# A detail in one step in a theorem from a paper of Brezis and Merle

In paper [1] Brezis and Merle prove theorem 3 by using the following fact. Let $$w_n=u_n-v_n$$, $$\Delta w_n=0$$ on $$\Omega$$ (a bounded domain in $$\mathbb{R^2}$$) and $$w_n^+$$ is bounded in $$L^{\infty}_\mathrm{loc}(\Omega)$$. Then by Harnack's principle either

1. a subsequence $$w_{n_k}$$ is bounded in $$L_\mathrm{loc}^{\infty}(\Omega)$$

2. $$w_n$$ converges uniformly to $$-\infty$$ on compact subsets of $$\Omega$$.

Here $$v_n$$ is a solution of the boundary value problem $$\begin{cases} -\Delta v_n=V_n e^{u_n} &\text{in }\Omega\\ \quad\: v_n=0 &\text{on }\partial\Omega \end{cases}$$ while $$u_n$$ solves $$-\Delta u_n= V_n e^{u_n}$$.

Since there is no boundary condition on $$u_n$$, I cannot say anything about the increasing or decreasing of the sequence $$w_n$$, while this would be required for the application of Harnack's principle as stated in most of the references I'aware of.
Any help would be appreciated: in particular I hope to get a hint regarding the use of the customary Harnack's principle in this case in order to prove the above claim.

Reference

[1] Haïm Brezis, Frank Merle, "Uniform estimates and blow up behavior of $$-\Delta u=Ve^u$$ in two dimensions", Communications in Partial Differential Equations 16, No. 8-9, 1223-1253 (1991), MR1132783, Zbl 0746.35006.

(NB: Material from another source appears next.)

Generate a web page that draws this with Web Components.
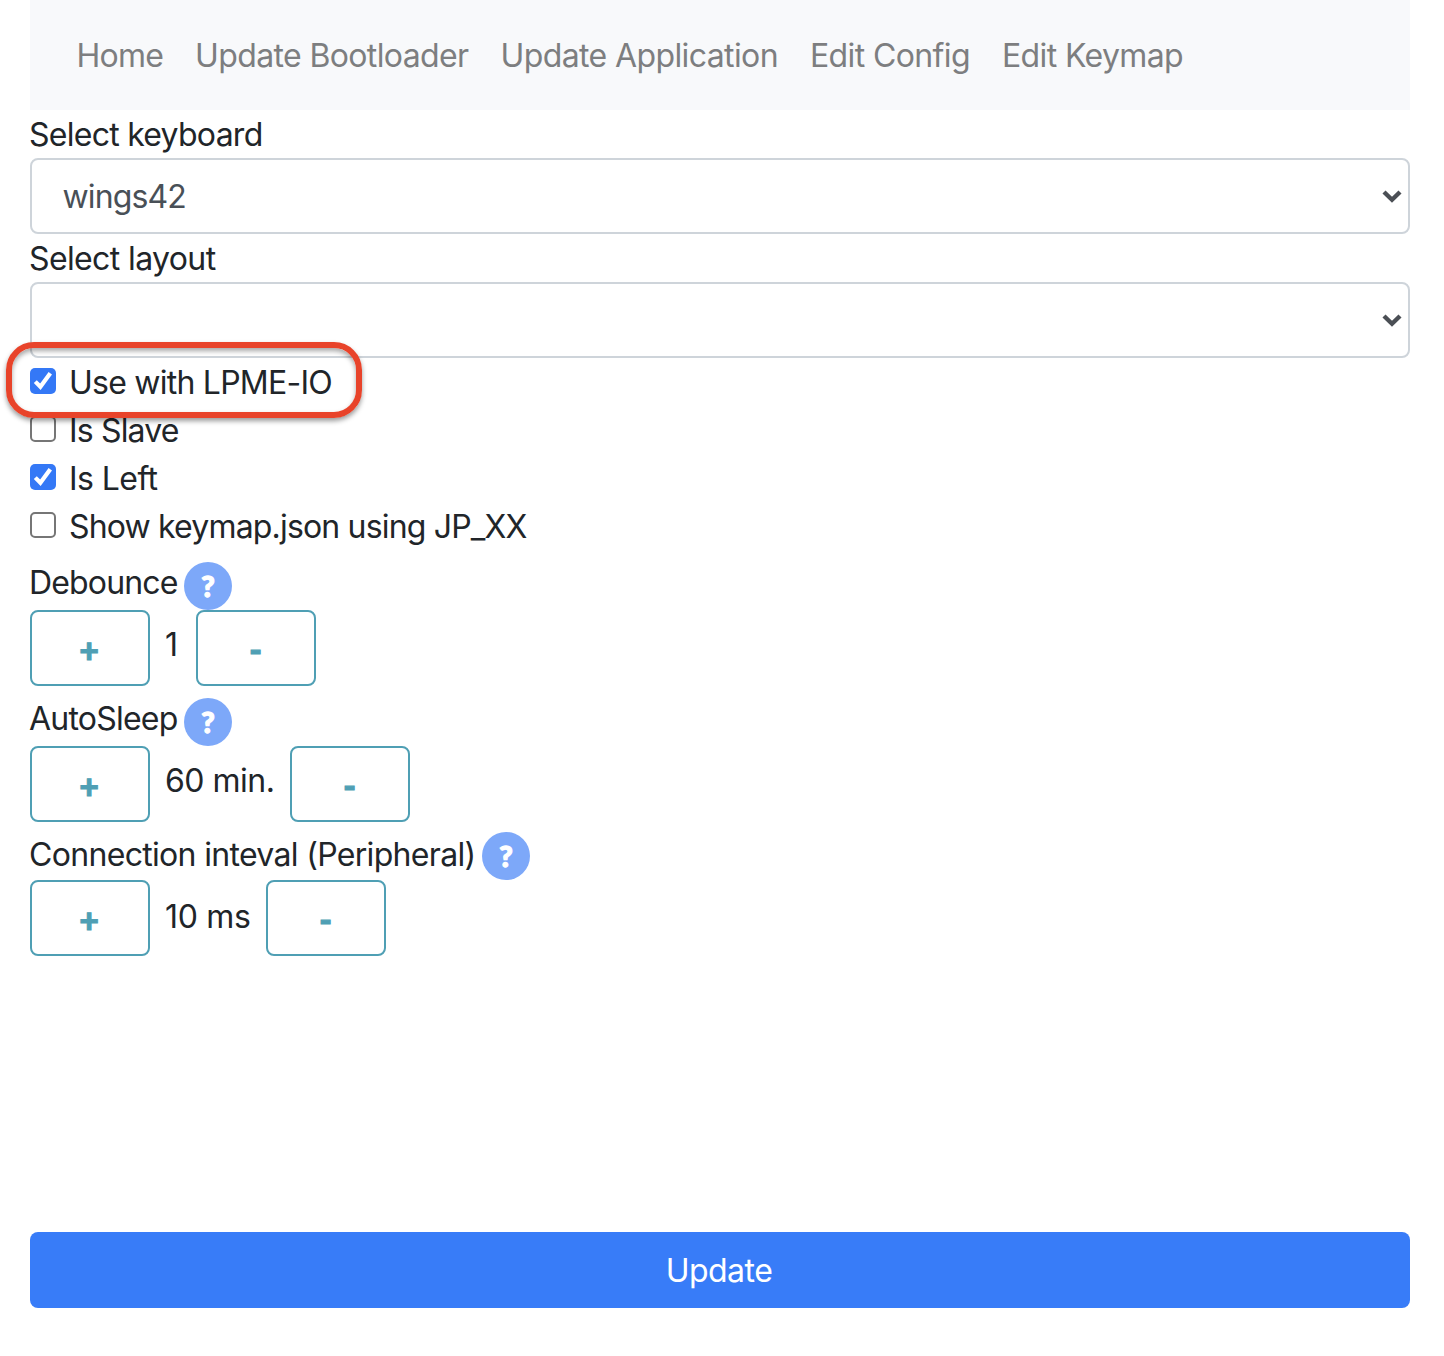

This follows from the mean value theorem. Assume that (up to a subsequence) $$w_n(x_n) \geq -B$$ with $$(x_n) \in K$$ (a compact subset of $$\Omega$$). If $$x_n \to x_0 \in K$$ and $$B(x_n,r) \in \Omega$$ for every $$n$$, then $$\int_{B(x_n,r)} w_n \geq -B$$ and then $$\int_{B(x_n,r)} w_n^- \leq B+Ar^N, \quad \int_{B(x_n,r)} |w_n| \leq B+2Ar^N$$ (here $$w_n^+ \leq A$$) and $$\int_{B(x_0,\frac r2)} |w_n| \leq B+2Ar^N$$ . The mean value property again yields $$|w_n(x)| \leq 4^N (Br^{-N}+2A)$$ if $$x \in B(x_0, r/4)$$. Let $$G$$ be a connected compact set contained in $$\Omega$$ and containing $$x_0$$ and $$E$$ the points $$x \in G$$ having a neighborhood where $$(w_n)$$ is bounded. Then $$x_0 \in E$$ and $$E$$ is open in $$G$$. Let $$(x_k) \subset E$$ converge to $$z \in G$$. Then $$|w_n(x_k)| \leq B_k$$ and, as above, $$|w_n|$$ is uniformly bounded in a neighborhood of $$x_k$$ which depends only on the distance of $$x_k$$ from $$\partial \Omega$$. If $$k$$ is sufficiently large, this neighborhood contains $$z$$, hence $$E$$ is closed in $$G$$ and $$E=G$$. Now, it suffices to cover $$G$$ with a finite number open sets where $$(w_n)$$ is bounded.